23 Signs You Were Raised By Russian Parents

Take off your shoes, grab a blanket, and read this (while sitting up).

1. You were always being told to cover your head when it was cold.

2. Except when you were being told, "Don't go out with wet hair! You'll get meningitis!"

3. Wearing a dress without pantyhose? Haha, nice try.

4. Everything was bad luck. Whistle inside? Good job, you just ensured yourself a life with no money.

5. Actually, you were always being told a lot of things would rain destruction upon you, like reading lying down, which would basically leave you blind.

6. You never threw away a plastic bag, but saved them in a drawer.

7. The "nice" shopping bags got their own drawer.

8. Every pickle jar, jam jar, anything jar was promptly cleaned, repurposed and used as tupperware.

9. You had at least one of these blankets in your home. Probably two.

10. One out of every two people you knew from the old country was an engineer.

11. Dropping lines from Pushkin poems or centuries old sayings was just what you did in conversation.

12. Family gatherings meant hearing, "We're not arguing, we're just discussing!"

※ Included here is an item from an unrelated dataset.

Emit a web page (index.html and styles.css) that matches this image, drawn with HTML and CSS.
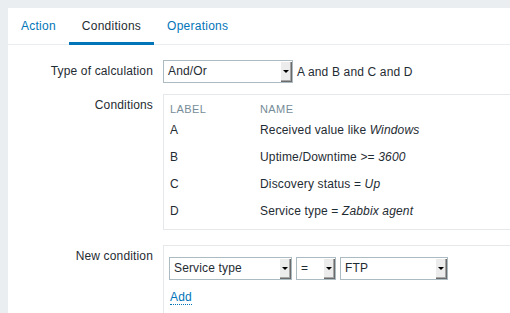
FILE: index.html
```html
<!DOCTYPE html>
<html lang="en">

<head>
  <meta charset="UTF-8">
  <meta name="viewport" content="width=device-width, initial-scale=1.0">
  <title>Action conditions</title>
  <link rel="stylesheet" href="styles.css">
</head>

<body>
  <div class="panel">
    <ul class="tabs">
      <li><a href="#">Action</a></li>
      <li class="active"><a href="#">Conditions</a></li>
      <li><a href="#">Operations</a></li>
    </ul>

    <div class="form">
      <div class="form-row">
        <div class="form-label label-mid">Type of calculation</div>
        <div class="form-field calc">
          <div class="select select-calc">
            <span class="select-text">And/Or</span>
            <span class="select-btn"><i></i></span>
          </div>
          <span class="calc-formula">A and B and C and D</span>
        </div>
      </div>

      <div class="form-row">
        <div class="form-label">Conditions</div>
        <div class="form-field box">
          <table class="cond-table">
            <thead>
              <tr>
                <th class="col-label">Label</th>
                <th>Name</th>
              </tr>
            </thead>
            <tbody>
              <tr>
                <td>A</td>
                <td>Received value like <em>Windows</em></td>
              </tr>
              <tr>
                <td>B</td>
                <td>Uptime/Downtime &gt;= <em>3600</em></td>
              </tr>
              <tr>
                <td>C</td>
                <td>Discovery status = <em>Up</em></td>
              </tr>
              <tr>
                <td>D</td>
                <td>Service type = <em>Zabbix agent</em></td>
              </tr>
            </tbody>
          </table>
        </div>
      </div>

      <div class="form-row">
        <div class="form-label">New condition</div>
        <div class="form-field box box-new">
          <div class="select-group">
            <div class="select select-type">
              <span class="select-text">Service type</span>
              <span class="select-btn"><i></i></span>
            </div>
            <div class="select select-op">
              <span class="select-text">=</span>
              <span class="select-btn"><i></i></span>
            </div>
            <div class="select select-value">
              <span class="select-text">FTP</span>
              <span class="select-btn"><i></i></span>
            </div>
          </div>
          <a href="#" class="add-link">Add</a>
        </div>
      </div>
    </div>
  </div>
</body>

</html>
```

FILE: styles.css
```css
* {
  padding: 0;
  margin: 0;
  box-sizing: border-box;
}

body {
  background: #ebeef0;
  font-family: "Liberation Sans", Arial, sans-serif;
  font-size: 12px;
  line-height: 14px;
  letter-spacing: 0.15px;
  color: #1f2c33;
  overflow: hidden;
}

a {
  color: #0275b8;
  text-decoration: none;
}

.panel {
  margin: 8px 0 0 8px;
  width: 540px;
  height: 320px;
  background: #fff;
}

/* tabs */
.tabs {
  display: flex;
  list-style: none;
  border-bottom: 1px solid #ebeef0;
}

.tabs li {
  height: 37px;
  margin-bottom: -1px;
  padding: 0 13px;
  line-height: 36px;
  letter-spacing: 0.25px;
}

.tabs li.active {
  box-shadow: inset 0 -3px 0 #0275b8;
}

.tabs li.active a {
  color: #1f2c33;
}

/* form */
.form {
  padding-top: 15px;
}

.form-row {
  display: grid;
  grid-template-columns: 145px 1fr;
  column-gap: 10px;
}

.form-row + .form-row {
  margin-top: 11px;
}

.form-row:last-child {
  margin-top: 15px;
}

.form-label {
  text-align: right;
  padding-top: 4px;
}

.form-label.label-mid {
  padding-top: 0;
  line-height: 23px;
}

.calc {
  display: flex;
  align-items: center;
  column-gap: 4px;
}

.box {
  border: 1px solid #e5e9eb;
  border-right: none;
}

/* selects */
.select {
  display: flex;
  height: 23px;
  border: 1px solid #acbbc2;
  background: #fff;
}

.select-text {
  flex: 1;
  padding-left: 4px;
  line-height: 21px;
  white-space: nowrap;
}

.select-btn {
  width: 12px;
  display: flex;
  align-items: center;
  justify-content: center;
  background: #ececec;
  box-shadow: inset 1px 1px 0 #fff, inset -1px -1px 0 #6b6b6b, inset -2px -2px 0 #a6a6a6;
}

.select-btn i {
  display: block;
  width: 0;
  height: 0;
  margin: 0 1px 1px 0;
  border-left: 3px solid transparent;
  border-right: 3px solid transparent;
  border-top: 3px solid #000;
}

.select-calc {
  width: 130px;
}

.select-type {
  width: 123px;
}

.select-op {
  width: 40px;
}

.select-value {
  width: 108px;
}

/* conditions list */
.cond-table {
  border-collapse: collapse;
  margin-left: 6px;
  margin-bottom: 5px;
}

.cond-table th {
  height: 21px;
  padding-top: 7px;
  vertical-align: top;
  text-align: left;
  font-size: 11px;
  font-weight: normal;
  text-transform: uppercase;
  letter-spacing: 0.4px;
  color: #768d99;
}

.cond-table .col-label {
  width: 90px;
}

.cond-table td {
  height: 27px;
  vertical-align: middle;
}

/* new condition */
.box-new {
  padding: 11px 0 20px 5px;
}

.select-group {
  display: flex;
  column-gap: 4px;
}

.add-link {
  display: inline-block;
  margin: 10px 0 0 1px;
  border-bottom: 1px dotted #0275b8;
}
```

13. Potatoes are to be boiled. Soup is to be had at every meal.

14. Most families had wine glasses. You had great heavy crystal chalices.

15. Birthdays meant fielding phonecalls from every uncle, aunt, second cousin, and family friend, saying: "I wish you health, happiness, and success in your personal life."

16. Telling your friends to take their shoes off once they got in the house was always a treat.

17. You were pretty sure books were meant to be bought as series — the collected works of [every Russian writer who ever lived].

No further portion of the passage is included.